Indians are disappointed with unity government
The high hope that the new unity government would appoint a few Indian ministers principally from PKR and DAP ministers has not materialised. To date, one Indian minister from DAP V. Sivakumar from the parliamentary constituency of Batu Gajah has been appointed.
There have been no ministerial appointments from PKR, the party that has nearly 40 percent of its membership from the Indian community. The Indian community shifted its political allegiance to then Pakatan Rakyat (PR) since the 2008 general election.
For decades, Indians were ardent supporters of the BN coalition with the presence of the MIC. The latter often boasted itself as the “mother party of Indians”.
With the Hindraf uprising in 2007, Indian enchantment with BN drastically declined.
By the time of GE12 in 2008, the long honey moon period with BN was over. Indians flocked en masse to throw their weight behind DAP and PKR.
With the formation of PH, Indian support to the multi-racial coalition was expedited to the extent that in GE14, non-Malay support was crucial in propelling the coalition to federal power.
Today there are more Indian MPs and state assemblymen in PH than in any other political coalition. Indians in PH, namely in PKR and DAP constitute a formidable force. It is unthinkable for PH to win federal power without the support of the non-Malays in general and Indians in particular.
Indians might be a numerically small community, but no serous minded political parties or coalitions are willing to ignore them at their own peril. In the recent GE15, more than 80 percent of the support to PH came from the Indians. Even one opposition politician remarked that Indians are “kingmakers” in the parliamentary constituency he contested.
The ascension of PH chairman Anwar Ibrahim as the prime minister of the country is a dream come true for Indians and others. Indians given their unenviable position in the country looked forward to the leadership of Anwar to steer the country from the present political, economic and social mess.
All Indians and others want is an institution of a system that will respect their equal rights in the country. They want the present of racial and religious discrimination to be done away with gradually.
This not a talk order, but something that citizens have the moral right to ask from a government that they think will take care of the rights of Malaysians irrespective of ethnic or religious differences.
Indians don’t expect that the present unity government anchored by PH will improve their existence overnight. They are prepared for a long haul in anticipation of a bright future for their children and grandchildren.
Given their level of support to PH, Indians expect to be fairly rewarded for their intense loyalty and political commitment. The community wants their leaders be awarded posts in the government as form of recognition of their community’s immense contribution to the country.
However, the recent announcement of the cabinet has come as a big disappointment to the Indian community. Only one Indian leader from PH was given the post of a minister.
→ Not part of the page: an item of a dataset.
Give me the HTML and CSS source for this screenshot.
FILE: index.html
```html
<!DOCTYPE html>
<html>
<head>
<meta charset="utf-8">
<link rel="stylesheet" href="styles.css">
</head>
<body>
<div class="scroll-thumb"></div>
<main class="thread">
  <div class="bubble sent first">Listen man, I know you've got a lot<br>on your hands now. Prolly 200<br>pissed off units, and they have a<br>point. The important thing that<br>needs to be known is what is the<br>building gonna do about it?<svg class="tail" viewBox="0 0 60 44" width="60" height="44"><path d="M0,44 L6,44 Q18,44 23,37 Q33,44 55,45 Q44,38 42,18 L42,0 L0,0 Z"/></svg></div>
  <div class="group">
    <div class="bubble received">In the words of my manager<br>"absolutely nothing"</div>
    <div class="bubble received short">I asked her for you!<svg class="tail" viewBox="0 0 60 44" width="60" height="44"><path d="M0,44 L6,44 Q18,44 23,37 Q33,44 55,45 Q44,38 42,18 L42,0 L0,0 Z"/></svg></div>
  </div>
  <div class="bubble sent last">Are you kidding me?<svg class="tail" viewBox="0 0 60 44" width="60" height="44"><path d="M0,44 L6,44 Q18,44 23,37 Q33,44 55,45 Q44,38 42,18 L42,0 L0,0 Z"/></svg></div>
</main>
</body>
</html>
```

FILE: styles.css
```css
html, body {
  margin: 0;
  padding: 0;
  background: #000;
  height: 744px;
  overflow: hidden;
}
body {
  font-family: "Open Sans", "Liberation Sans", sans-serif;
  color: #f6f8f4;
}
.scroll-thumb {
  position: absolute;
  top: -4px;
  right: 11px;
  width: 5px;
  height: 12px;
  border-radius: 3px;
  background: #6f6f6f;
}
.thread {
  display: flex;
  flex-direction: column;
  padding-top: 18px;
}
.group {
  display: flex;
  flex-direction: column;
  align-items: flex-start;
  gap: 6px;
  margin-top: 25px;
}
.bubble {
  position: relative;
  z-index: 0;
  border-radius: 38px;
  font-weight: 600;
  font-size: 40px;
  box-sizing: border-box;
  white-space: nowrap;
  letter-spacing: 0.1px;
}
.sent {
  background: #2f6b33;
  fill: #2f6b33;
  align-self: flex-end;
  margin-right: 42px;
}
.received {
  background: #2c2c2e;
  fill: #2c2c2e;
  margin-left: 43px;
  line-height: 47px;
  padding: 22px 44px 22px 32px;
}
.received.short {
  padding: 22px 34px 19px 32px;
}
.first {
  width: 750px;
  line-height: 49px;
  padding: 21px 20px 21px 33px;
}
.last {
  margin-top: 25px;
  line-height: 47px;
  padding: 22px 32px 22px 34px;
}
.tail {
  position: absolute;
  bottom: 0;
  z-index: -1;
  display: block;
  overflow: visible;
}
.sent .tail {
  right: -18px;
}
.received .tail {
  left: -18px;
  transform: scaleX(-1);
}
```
There was no serious attempt to appoint an Indian candidate from PKR, the party that has largest concentration of Indians.
The Indian community is naturally disappointed when they were not even recognised for cabinet positions.
If Anwar could go the extent of awarding cabinet positions to those lost in the GE15, surely he could have provided some recognition for Indian leaders. It is not that there is not enough talented Indian leaders in PKR and DAP.
If the new government is not prepared to recognise the Indians, then where do they go from here.